Mark and I arrived at Kerubi at 9 p.m., an hour before the doors opened, and hung around the main level where the restaurant and bar are. We had never been there before so I had to ask where the stage was. It was upstairs. I took a short flight to the next level but couldn’t see much except a bar and stools. I had been noticing some people going up a different set of stairs, and at around 9:20 I poked my head up that way and saw a few people already there. Four people were even standing at the front of the stage. They had used this other staircase to access the second floor. Mark and I then went upstairs and stood between Terhi and Joel’s mikes.

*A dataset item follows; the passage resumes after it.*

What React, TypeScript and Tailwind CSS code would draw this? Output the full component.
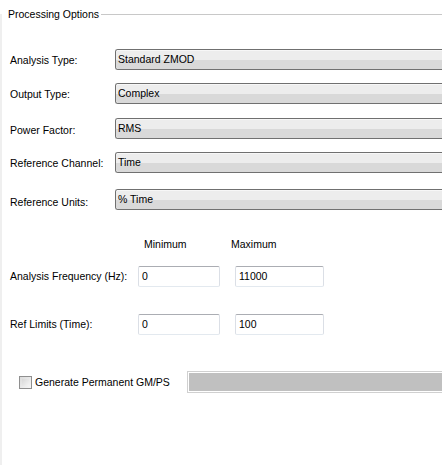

The show started on time at 10 p.m. and there were a few song changes. They didn’t perform “Terminal 2”, but did do “Ei paniikkia” and “Hölmö rakkaus”, two songs I knew they had also performed on this tour by consulting posted set lists. At the end of the first encore as he was walking offstage, Antti said to me as well as motioned for us to stay afterwards. And after their final single song in the second encore (“Hölmö rakkaus”) he did the same thing. We didn’t have a long wait before Antti came out to meet us, yet most of the audience had left. Antti went to the gate where a security officer was standing and called us to come through. We wended our way downstairs, through the kitchen and narrow hallways to the backstage. Pauliina held a bottle of champagne and Antti offered Mark and me a glass. He also offered us to take anything from the table set out with food, but we didn’t, as that was for the band who had just spent an hour and a half onstage and well deserved it.
I reintroduced myself to some of the band members, like Oskari and Miika, and explained how I became interested in the band. I have to admit that it must seem pretty strange to have a Canadian fan not even of Finnish descent take to their music so fondly. We all spoke in English, with me interjecting a few sentences in Finnish, yet found it most considerate when Antti and Joel had a short exchange exclusively in English.
Scandinavian Music Group in concert in Joensuu
Me and Antti after the Joensuu show
Joel, me and Terhi. I am looking at Joel’s phone for the photo while Terhi is looking at Mark’s.